Initiative helps people with severe autism, caregivers free of charge
It's estimated that one in 54 children are diagnosed with autism spectrum disorder, yet this diagnosis and its implications are still widely misunderstood. And despite the fact that Houston has the largest medical center in the world, it has few programs designed to treat severe behaviors in people with neurodevelopmental disabilities that don't involve a locked psychiatric unit and heavy medication.
The Center for Autism and Developmental Disorders is offering another option with the new Intensive Outpatient Behavior Disorders Clinic at University of Houston-Clear Lake at Pearland.
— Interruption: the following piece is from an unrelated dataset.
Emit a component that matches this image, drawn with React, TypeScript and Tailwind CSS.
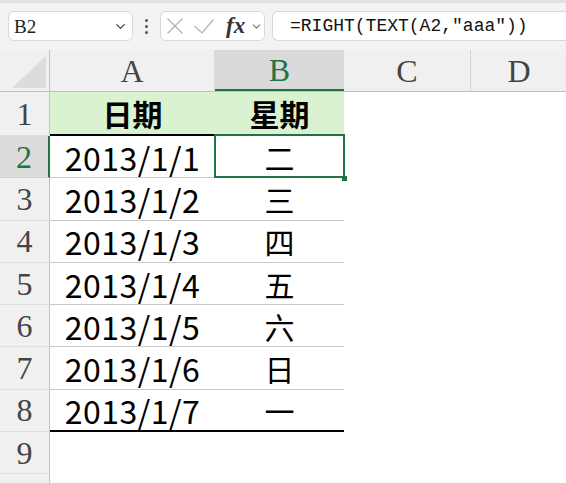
import { ChevronDown } from 'lucide-react';

const rows = [
  { a: '2013/1/1', b: '二' },
  { a: '2013/1/2', b: '三' },
  { a: '2013/1/3', b: '四' },
  { a: '2013/1/4', b: '五' },
  { a: '2013/1/5', b: '六' },
  { a: '2013/1/6', b: '日' },
  { a: '2013/1/7', b: '一' },
];

const cols = 'grid grid-cols-[50px_165px_129px_127px_1fr] grid-rows-[100%]';
const cellFont = "font-['Noto_Sans_CJK_TC','Noto_Sans_CJK_SC',sans-serif] leading-none";
const headFont = "font-['Liberation_Serif',serif] leading-none";

function RowHead({ n, active }: { n?: number; active?: boolean }) {
  return (
    <div
      className={`${headFont} flex items-center justify-center text-[32px] border-b ${
        active
          ? 'bg-[#dcdcdc] text-[#217346] border-r-2 border-r-[#217346] border-b-[#d0d0d0]'
          : 'bg-[#f0f0f0] text-[#444] border-r border-r-[#c4c4c4] border-b-[#dedede]'
      }`}
    >
      {n}
    </div>
  );
}

export default function App() {
  return (
    <div className="w-[566px] h-[483px] overflow-hidden bg-white flex flex-col">
      {/* formula bar */}
      <div className="h-[50px] shrink-0 bg-[#f3f3f3] flex flex-col">
        <div className="h-[3px] bg-[#e2e2e2]" />
        <div className="flex items-center pl-[8px] pt-[8px]">
          <div className="w-[125px] h-[30px] bg-white border border-[#d8d8d8] rounded-md flex items-center justify-between pl-[5px] pr-[4px]">
            <span className={`${headFont} text-[19px] text-[#222] mt-[1px]`}>B2</span>
            <ChevronDown className="w-[15px] h-[15px] text-[#444]" strokeWidth={2} />
          </div>
          <div className="w-[27px] flex flex-col items-center gap-[3px]">
            <span className="w-[3px] h-[3px] bg-[#555] rounded-full" />
            <span className="w-[3px] h-[3px] bg-[#555] rounded-full" />
            <span className="w-[3px] h-[3px] bg-[#555] rounded-full" />
          </div>
          <div className="w-[105px] h-[30px] bg-white border border-[#d8d8d8] rounded-md flex items-center pl-[6px]">
            <svg width="16" height="16" viewBox="0 0 16 16" className="shrink-0">
              <path d="M0.5 0.5 L15.5 15.5 M15.5 0.5 L0.5 15.5" stroke="#b0b0b0" strokeWidth="1.2" fill="none" />
            </svg>
            <svg width="20" height="15" viewBox="0 0 20 15" className="shrink-0 ml-[11px]">
              <path d="M0.5 7 L8 14 L19.5 0.5" stroke="#b0b0b0" strokeWidth="1.2" fill="none" />
            </svg>
            <span className="ml-[12px] font-['Liberation_Serif',serif] italic font-bold text-[23px] text-[#333] leading-none -mt-[2px]">fx</span>
            <ChevronDown className="w-[13px] h-[13px] text-[#777] ml-[5px]" strokeWidth={2} />
          </div>
          <div className="ml-[7px] flex-1 h-[30px] bg-white border border-[#d8d8d8] border-r-0 rounded-l-md flex items-center pl-[17px]">
            <span className="font-['Liberation_Mono',monospace] text-[18px] text-[#111]">=RIGHT(TEXT(A2,"aaa"))</span>
          </div>
        </div>
      </div>

      {/* column headers */}
      <div className={`${cols} h-[42px] shrink-0 bg-[#f0f0f0] border-b border-[#c0c0c0] ${headFont} text-[32px] text-[#444]`}>
        <div className="border-r border-[#c4c4c4] relative">
          <svg className="absolute left-[12px] top-[6px]" width="34" height="32" viewBox="0 0 34 32">
            <polygon points="0,32 34,0 34,32" fill="#dcdcdc" />
          </svg>
        </div>
        <div className="flex items-center justify-center border-r border-[#dadada]">A</div>
        <div className="flex items-center justify-center bg-[#dadada] text-[#217346] border-b-2 border-[#217346]">B</div>
        <div className="flex items-center justify-center border-r border-[#d4d4d4]">C</div>
        <div className="flex items-center justify-center pl-[1px]">D</div>
      </div>

      {/* row 1 */}
      <div className={`${cols} h-[44px] shrink-0`}>
        <RowHead n={1} />
        <div className={`${cellFont} bg-[#daf2d0] border-b-2 border-black flex items-center justify-center text-[30px] font-bold text-black`}>日期</div>
        <div className={`${cellFont} bg-[#daf2d0] border-b-2 border-black flex items-center justify-center text-[30px] font-bold text-black`}>星期</div>
        <div />
        <div />
      </div>

      {/* data rows */}
      {rows.map((r, i) => {
        const last = i === rows.length - 1;
        const line = last ? 'border-b-2 border-black' : 'border-b border-[#c8c8c8]';
        return (
          <div key={r.a} className={`${cols} h-[42.3px] shrink-0`}>
            <RowHead n={i + 2} active={i === 0} />
            <div className={`${cellFont} ${line} flex items-center justify-center text-[32px] text-black tracking-[0.5px]`}>{r.a}</div>
            <div className={`${cellFont} ${line} relative flex items-center justify-center text-[30px] text-black`}>
              {r.b}
              {i === 0 && (
                <>
                  <div className="absolute -left-[1px] -top-[2px] -right-[1px] -bottom-[1px] border-2 border-[#217346]" />
                  <div className="absolute -right-[3px] -bottom-[4px] w-[5px] h-[5px] bg-[#217346]" />
                </>
              )}
            </div>
            <div />
            <div />
          </div>
        );
      })}

      {/* row 9 and the top of row 10 */}
      <div className={`${cols} h-[42.3px] shrink-0`}>
        <RowHead n={9} />
        <div />
        <div />
        <div />
        <div />
      </div>
      <div className={`${cols} h-[42.3px] shrink-0`}>
        <RowHead />
        <div />
        <div />
        <div />
        <div />
      </div>
    </div>
  );
}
The new clinic offers behavioral intervention and caregiver training, with no age restrictions.
In order to receive services, a client must have a diagnosis of autism, but due to grant funding provided by the Masonic Children and Family Services of Texas, all services are free.
Associate Professor of Behavior Analysis Jennifer Fritz, who is also director of this initiative, said that wait lists for services are often very long for individuals who need support with problem behavior. "Families can't afford this level of care without insurance if they're on ABA or Medicaid," she said. "This clinic will offer a place for families to receive high quality, compassionate care for both the individual and the family."
Program Manager Tori Fletcher said the clinic's services included an assessment, followed by a treatment plan for severe problem behavior. "This encompasses aggression, self-injury, property destruction, or similar behaviors," she said. "A referral is not necessary."
She added that each individual and their caregivers would have two weeks of intensive, focused time, from Monday to Friday, 8 a.m. to 4 p.m. "During this time, we are working with the individual, teaching them the tools and helping the caregiver implement our intervention plan," she said. "We are also reaching out to other service providers, like occupational therapists, teachers, and other therapists the individual might be seeing."
Fritz said that graduate students in UH-Clear Lake's Behavior Analysis program are becoming trained in providing services to caregivers and clients. "They will put in 2,000 hours of supervised experience before taking their certification exam," she said. "After passing the exam, they become Board Certified Behavior Analysts, and they're trained to oversee programs like this within clinics."
Professor of Psychology and Director of CADD Dorothea Lerman said this new initiative would fill a huge need in the community. "We are one of the very few programs in Texas that offers these service free of charge," she said. "No one else that we're aware of was even considered to receive the funding we have. That is because of the state recognition our program is getting."